| DIRECTIVE |
Count how many lines below contain the word "components", then give that number alone.

────────────────

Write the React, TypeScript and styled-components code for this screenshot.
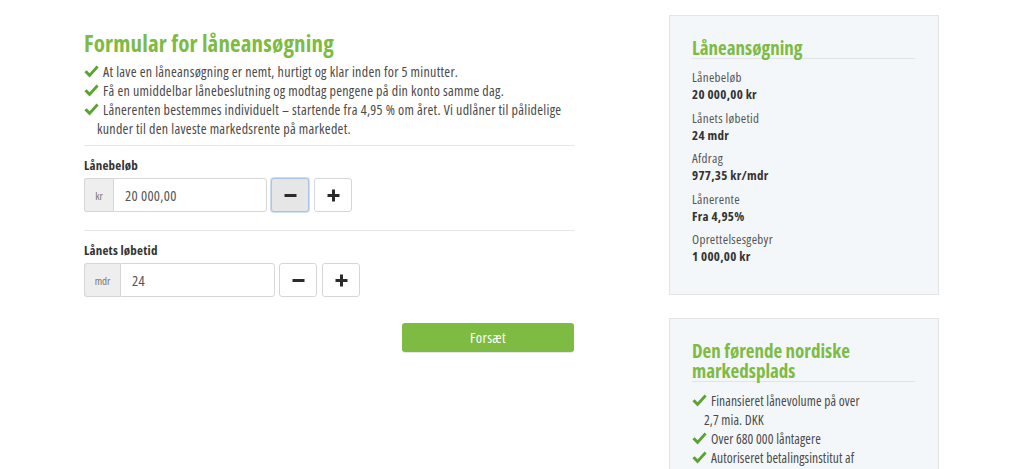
import React from "react";
import styled, { createGlobalStyle } from "styled-components";

const GlobalStyle = createGlobalStyle`
  html, body { margin: 0; padding: 0; background: #fff; }
  body {
    font-family: "Open Sans", "Noto Sans", sans-serif;
    font-stretch: 75%;
    color: #4a4a4a;
  }
  * { box-sizing: border-box; }
`;

const GREEN = "#7dbb42";
const CHECK = "#5aa32f";

const Page = styled.div`
  display: flex;
  align-items: flex-start;
  padding: 15px 0 0 84px;
  gap: 95px;
  height: 469px;
  overflow: hidden;
`;

const Main = styled.main`
  width: 490px;
  padding-top: 14px;
  display: flex;
  flex-direction: column;
`;

const Title = styled.h1`
  margin: 0;
  font-size: 23px;
  line-height: 28px;
  font-weight: 700;
  color: ${GREEN};
  letter-spacing: 0.15px;
`;

const CheckList = styled.ul<{ $indent: number }>`
  list-style: none;
  margin: 5px 0 0;
  padding: 0;
  font-size: 14px;
  line-height: 19px;
  letter-spacing: 0.28px;
  color: #4a4a4a;
  li {
    padding-left: ${(p) => p.$indent}px;
    text-indent: -${(p) => p.$indent}px;
  }
`;

const CheckIcon = styled.svg`
  width: 15px;
  height: 13px;
  vertical-align: -1px;
  margin-right: 4px;
`;

const Check = () => (
  <CheckIcon viewBox="0 0 15 13">
    <path
      d="M0.4 7.2 L2.6 5.2 L5.6 8.2 L12.6 0.6 L14.6 2.4 L5.6 12.4 Z"
      fill={CHECK}
    />
  </CheckIcon>
);

const Divider = styled.hr<{ $top: number; $bottom: number }>`
  border: none;
  border-top: 1px solid #e6e6e6;
  margin: ${(p) => p.$top}px 0 ${(p) => p.$bottom}px;
  width: 100%;
`;

const Label = styled.label`
  display: block;
  font-size: 13px;
  line-height: 18px;
  font-weight: 700;
  letter-spacing: 0.2px;
  color: #333;
  margin-bottom: 4px;
`;

const FieldRow = styled.div`
  display: flex;
  align-items: stretch;
  height: 34px;
`;

const InputGroup = styled.div<{ $width: number }>`
  display: flex;
  width: ${(p) => p.$width}px;
  height: 34px;
`;

const Addon = styled.span<{ $width: number }>`
  display: flex;
  align-items: center;
  justify-content: center;
  width: ${(p) => p.$width}px;
  background: #eeeeee;
  border: 1px solid #d6d6d6;
  border-right: none;
  border-radius: 3px 0 0 3px;
  font-size: 11px;
  color: #777;
`;

const Input = styled.input`
  flex: 1;
  min-width: 0;
  border: 1px solid #d6d6d6;
  border-radius: 0 3px 3px 0;
  padding: 0 11px;
  font-family: inherit;
  font-stretch: 75%;
  font-size: 14.5px;
  letter-spacing: 0.3px;
  color: #555;
  outline: none;
  background: #fff;
`;

const StepButton = styled.button<{ $active?: boolean }>`
  width: 38px;
  height: 34px;
  margin-left: 4px;
  display: flex;
  align-items: center;
  justify-content: center;
  border-radius: 3px;
  border: 1px solid ${(p) => (p.$active ? "#a9c4e6" : "#d6d6d6")};
  background: ${(p) => (p.$active ? "#e6e6e6" : "#fff")};
  box-shadow: ${(p) => (p.$active ? "0 0 0 1px rgba(120,160,215,0.35)" : "none")};
  padding: 0;
  cursor: pointer;
  & + & {
    margin-left: 5px;
  }
`;

const StepIcon = styled.svg`
  width: 13px;
  height: 13px;
`;

const Minus = () => (
  <StepIcon viewBox="0 0 13 13">
    <rect x="0.5" y="5" width="12" height="3" fill="#2b2b2b" />
  </StepIcon>
);

const Plus = () => (
  <StepIcon viewBox="0 0 13 13">
    <rect x="0.5" y="5" width="12" height="3" fill="#2b2b2b" />
    <rect x="5" y="0.5" width="3" height="12" fill="#2b2b2b" />
  </StepIcon>
);

const Actions = styled.div`
  display: flex;
  justify-content: flex-end;
  margin-top: 26px;
`;

const Submit = styled.button`
  width: 172px;
  height: 29px;
  border: none;
  border-radius: 3px;
  background: ${GREEN};
  color: #fff;
  font-family: inherit;
  font-stretch: 75%;
  font-size: 14.5px;
  letter-spacing: 0.3px;
  box-shadow: 0 1px 1px rgba(0, 0, 0, 0.1);
  cursor: pointer;
`;

const Sidebar = styled.aside`
  width: 270px;
  display: flex;
  flex-direction: column;
  gap: 23px;
`;

const Card = styled.section<{ $bottom: number }>`
  background: #f4f7fa;
  border: 1px solid #e2e6e9;
  padding: 22px 23px ${(p) => p.$bottom}px 22px;
`;

const CardTitle = styled.h2`
  margin: 0;
  font-size: 19px;
  line-height: 20px;
  font-weight: 700;
  color: ${GREEN};
  padding-bottom: 0;
  border-bottom: 1px solid #e1e5e8;
`;

const Facts = styled.dl`
  margin: 10px 0 0;
  display: flex;
  flex-direction: column;
  gap: 6.5px;
  letter-spacing: 0.3px;
`;

const Fact = styled.div`
  display: flex;
  flex-direction: column;
`;

const FactLabel = styled.dt`
  font-size: 13px;
  line-height: 17px;
  color: #555;
`;

const FactValue = styled.dd`
  margin: 0;
  font-size: 13px;
  line-height: 17px;
  font-weight: 700;
  color: #333;
`;

const facts = [
  ["Lånebeløb", "20 000,00 kr"],
  ["Lånets løbetid", "24 mdr"],
  ["Afdrag", "977,35 kr/mdr"],
  ["Lånerente", "Fra 4,95%"],
  ["Oprettelsesgebyr", "1 000,00 kr"],
];

const SideList = styled(CheckList)`
  margin-top: 10px;
  padding-right: 50px;
  font-size: 13.5px;
  letter-spacing: 0.1px;
`;

export default function App() {
  return (
    <>
      <GlobalStyle />
      <Page>
        <Main>
          <Title>Formular for låneansøgning</Title>
          <CheckList $indent={13}>
            <li>
              <Check />
              At lave en låneansøgning er nemt, hurtigt og klar inden for 5 minutter.
            </li>
            <li>
              <Check />
              Få en umiddelbar lånebeslutning og modtag pengene på din konto samme dag.
            </li>
            <li>
              <Check />
              Lånerenten bestemmes individuelt – startende fra 4,95 % om året. Vi udlåner til pålidelige kunder til den laveste markedsrente på markedet.
            </li>
          </CheckList>
          <Divider $top={7} $bottom={10} />
          <Label>Lånebeløb</Label>
          <FieldRow>
            <InputGroup $width={183}>
              <Addon $width={29}>kr</Addon>
              <Input defaultValue="20 000,00" />
            </InputGroup>
            <StepButton $active>
              <Minus />
            </StepButton>
            <StepButton>
              <Plus />
            </StepButton>
          </FieldRow>
          <Divider $top={18} $bottom={10} />
          <Label>Lånets løbetid</Label>
          <FieldRow>
            <InputGroup $width={191}>
              <Addon $width={36}>mdr</Addon>
              <Input defaultValue="24" />
            </InputGroup>
            <StepButton>
              <Minus />
            </StepButton>
            <StepButton>
              <Plus />
            </StepButton>
          </FieldRow>
          <Actions>
            <Submit>Forsæt</Submit>
          </Actions>
        </Main>
        <Sidebar>
          <Card $bottom={29}>
            <CardTitle>Låneansøgning</CardTitle>
            <Facts>
              {facts.map(([l, v]) => (
                <Fact key={l}>
                  <FactLabel>{l}</FactLabel>
                  <FactValue>{v}</FactValue>
                </Fact>
              ))}
            </Facts>
          </Card>
          <Card $bottom={20}>
            <CardTitle>Den førende nordiske markedsplads</CardTitle>
            <SideList $indent={12}>
              <li>
                <Check />
                Finansieret lånevolume på over 2,7 mia. DKK
              </li>
              <li>
                <Check />
                Over 680 000 låntagere
              </li>
              <li>
                <Check />
                Autoriseret betalingsinstitut af Finanstilsynet
              </li>
            </SideList>
          </Card>
        </Sidebar>
      </Page>
    </>
  );
}
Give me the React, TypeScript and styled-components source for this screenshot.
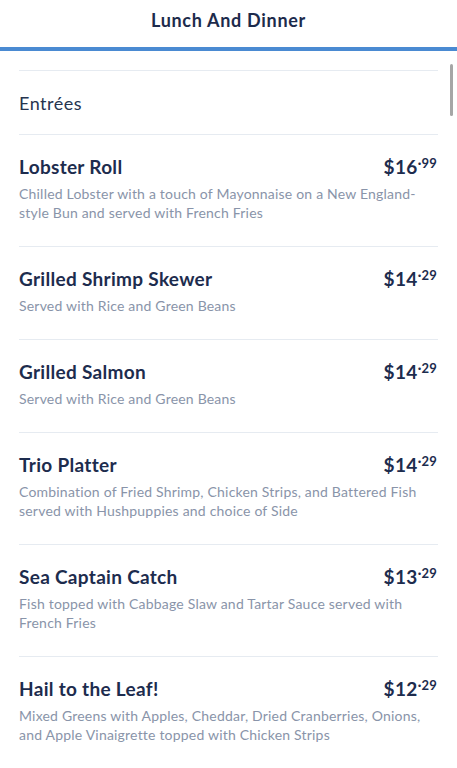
import React from 'react';
import styled, { createGlobalStyle } from 'styled-components';

interface MenuItem {
  name: string;
  dollars: string;
  cents: string;
  description: string;
}

const ITEMS: MenuItem[] = [
  {
    name: 'Lobster Roll',
    dollars: '$16',
    cents: '99',
    description: 'Chilled Lobster with a touch of Mayonnaise on a New England-style Bun and served with French Fries',
  },
  { name: 'Grilled Shrimp Skewer', dollars: '$14', cents: '29', description: 'Served with Rice and Green Beans' },
  { name: 'Grilled Salmon', dollars: '$14', cents: '29', description: 'Served with Rice and Green Beans' },
  {
    name: 'Trio Platter',
    dollars: '$14',
    cents: '29',
    description:
      'Combination of Fried Shrimp, Chicken Strips, and Battered Fish served with Hushpuppies and choice of Side',
  },
  {
    name: 'Sea Captain Catch',
    dollars: '$13',
    cents: '29',
    description: 'Fish topped with Cabbage Slaw and Tartar Sauce served with French Fries',
  },
  {
    name: 'Hail to the Leaf!',
    dollars: '$12',
    cents: '29',
    description:
      'Mixed Greens with Apples, Cheddar, Dried Cranberries, Onions, and Apple Vinaigrette topped with Chicken Strips',
  },
];

const GlobalStyle = createGlobalStyle`
  html, body {
    margin: 0;
    padding: 0;
    background: #ffffff;
    overflow: hidden;
  }
  body {
    font-family: Lato, "Noto Sans", sans-serif;
    -webkit-font-smoothing: antialiased;
  }
  * { box-sizing: border-box; }
`;

function App() {
  return (
    <Screen>
      <GlobalStyle />
      <Header>
        <HeaderTitle>Lunch And Dinner</HeaderTitle>
      </Header>
      <Body>
        <ScrollThumb />
        <List>
          <SectionRow>Entrées</SectionRow>
          {ITEMS.map((item) => (
            <ItemRow key={item.name}>
              <ItemTop>
                <ItemName>{item.name}</ItemName>
                <Price>
                  {item.dollars}
                  <Cents>·{item.cents}</Cents>
                </Price>
              </ItemTop>
              <ItemDesc>{item.description}</ItemDesc>
            </ItemRow>
          ))}
        </List>
      </Body>
    </Screen>
  );
}

const Screen = styled.div`
  width: 457px;
  height: 768px;
  display: flex;
  flex-direction: column;
  background: #ffffff;
  overflow: hidden;
`;

const Header = styled.header`
  height: 51px;
  flex-shrink: 0;
  display: flex;
  align-items: center;
  justify-content: center;
  padding-bottom: 7px;
  border-bottom: 4px solid #4a8ad2;
`;

const HeaderTitle = styled.h1`
  margin: 0;
  font-size: 18px;
  font-weight: 700;
  color: #1d2b4c;
  letter-spacing: 0.7px;
`;

const Body = styled.div`
  position: relative;
  flex: 1;
  overflow: hidden;
`;

const ScrollThumb = styled.div`
  position: absolute;
  top: 13px;
  right: 4px;
  width: 3px;
  height: 52px;
  border-radius: 2px;
  background: #a6a6a6;
`;

const List = styled.div`
  padding: 19px 19px 0 19px;
  display: flex;
  flex-direction: column;
`;

const SectionRow = styled.div`
  border-top: 1px solid #e6ebf1;
  padding: 20px 0 19px;
  line-height: 24px;
  font-size: 18px;
  font-weight: 400;
  color: #26344f;
  letter-spacing: 0.5px;
`;

const ItemRow = styled.div`
  border-top: 1px solid #e6ebf1;
  padding: 19px 0 24px;
`;

const ItemTop = styled.div`
  display: flex;
  justify-content: space-between;
  align-items: center;
  height: 24px;
`;

const ItemName = styled.div`
  font-size: 19px;
  font-weight: 700;
  color: #1d2c4e;
  letter-spacing: 0.3px;
`;

const Price = styled.div`
  font-size: 19px;
  font-weight: 700;
  color: #1d2c4e;
  display: flex;
  align-items: flex-start;
  letter-spacing: 0.4px;
  margin-right: 1px;
`;

const Cents = styled.span`
  font-size: 13px;
  line-height: 14px;
  margin-top: 1px;
  letter-spacing: 0.2px;
`;

const ItemDesc = styled.p`
  margin: 6px 0 0;
  padding-right: 10px;
  font-size: 14px;
  line-height: 19px;
  color: #8994a9;
  letter-spacing: 0.2px;
`;

export default App;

────────────────

| FINISHED EXERCISE |
4